As of January 1st, 2004 there was major, commuter and regional airlines serving 654 US commercial airports and of that number 479 airports were served exclusively by regional airlines. Over the past five years, regionals have taken on a more prominent role, adding planes and delivering more passengers under lucrative contracts with the major airlines. Of the top 22 airlines listed as safest to fly between Jan 1981-Jan 2004 listed by Plane Crash Information and the FAA; 10 are regional airlines.
The Way Ahead
During 2003 regionals collectively registered a profit margin of 13.2 percent. The major airline network carriers with which they contract registered a 9.2 percent loss.
Airlines Profits & Losses
*Source: Department of Transportation
- Regionals: $201.7 million
- Low-cost: $57.7 million
- Major carriers: -$1.31 billion
Travelers and communities have a stake in how economic pressures reshape the regionals. One in six domestic airline passengers use a regional carrier, and hundreds of communities across the US depend on them as their only link to the worldwide air travel network.
Regional Airline Passenger Characteristics
*Source: Regional Airline Association 7/20/04
- Approximately 65 percent are business travelers
- Prefer boarding via loading bridges
- Desire planeside baggage checking to save time at origin and destination
Regionals while making a profit since 9/11 have not thought creatively. Under contracts signed in the past five years, their profit margins have been locked-in, they have seen these profits range from 8 to 14 percent. The regionals have been paid a fixed fee per departure, an allowance for miles or hours flown, and a negotiated markup to include reimbursement for fuel costs.

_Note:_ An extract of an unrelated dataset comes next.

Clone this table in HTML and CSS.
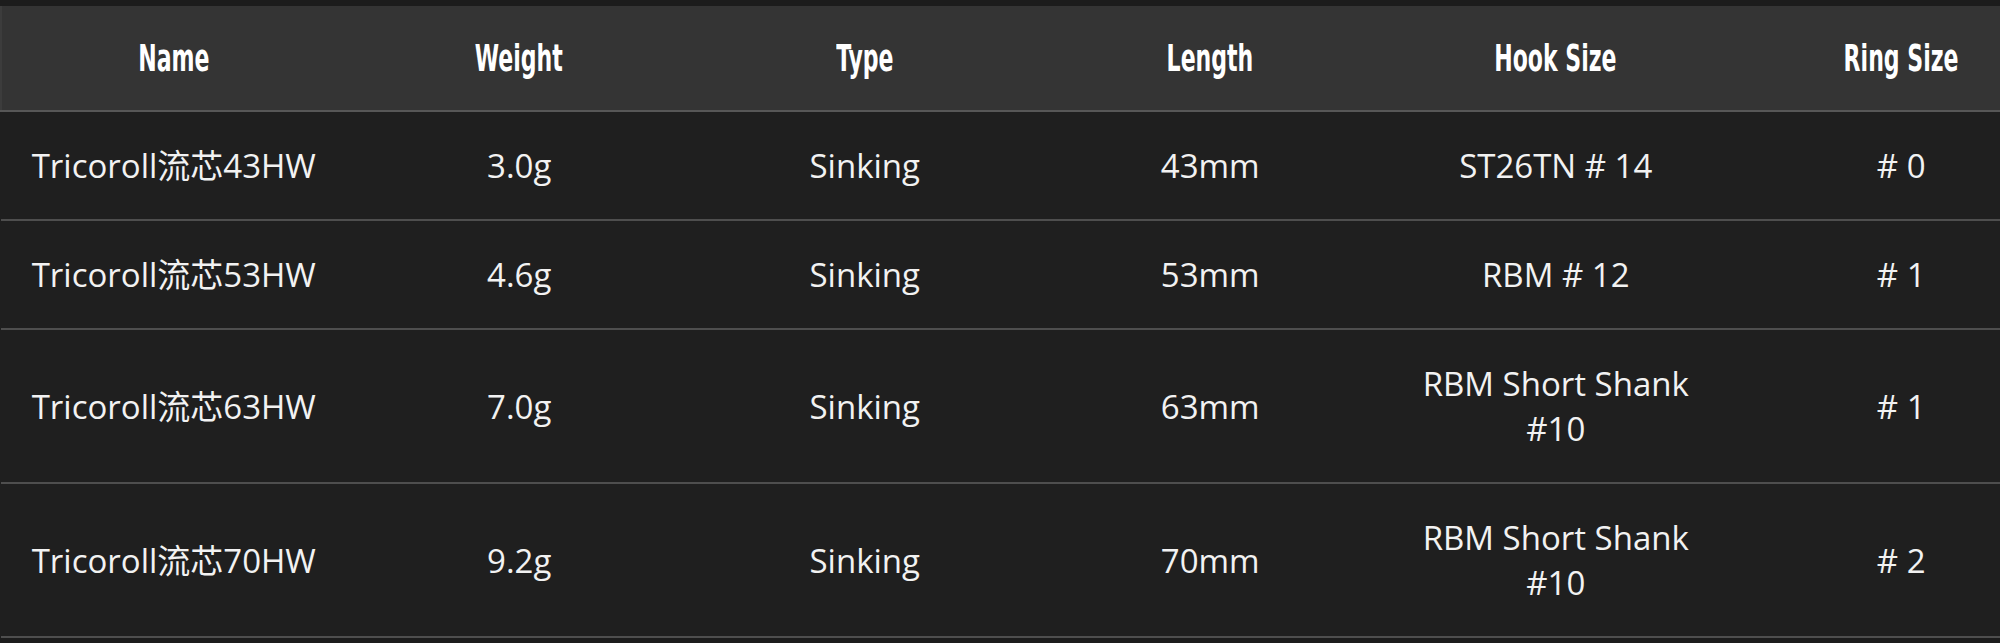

Regionals are slowly breaking out from under the major air carriers' umbrella and are starting to fly independently; examples are those of Atlantic Coast Airlines and Independence Airlines. Where Atlantic Coast Airlines decided to end its ties with Delta and fly under its own colors and has remained solvent, Independence is now seeking affiliations as a United Airlines regional partner. In the ever-changing market place major and regional carriers are increasingly crossing into each other's flight paths.
The future of regional airlines tends to be centered around:
- Low fares. Discount airline will continue to force airfares to the lowest average since deregulation. Low fares have lured more passengers aboard.
- Regional airlines. Jets are replacing turboprops. Regional airlines will therefore pick up additional routes handed off by cost-cutting big-airline partners.
- Full planes. Major airlines will need to eclipse their 2003 record of flying their planes 74.2 percent full on average.
- Future aircraft development. Regional airlines will have to adapt and take advantage of manufacturer production of the 70- to 100-seat airplanes, a size bigger than common regional jets, but smaller than the smallest planes typically flown by major airlines.
- Limitations of air traffic control system. Free flight advocates would have you believe that this is not an issue, however air traffic control is in direct correlation to more flights, greater frequency and on time arrivals. The FAA must continue to be proactive, and the regionals have a major play in this arena.
- Regulatory cost burden. With major air carriers being so volatile to bankruptcy this is an area where the commuter and regionals will have to pay more in order to operate in the aviation industry.
- "Scope clause" restrictions. These restrictions are artificial boundaries and are reminiscent of the days when the CAB was enforcing regulations and dividing not only classes of travel but also sectors of flight. Big brother is not the federal government but rather the major air carrier.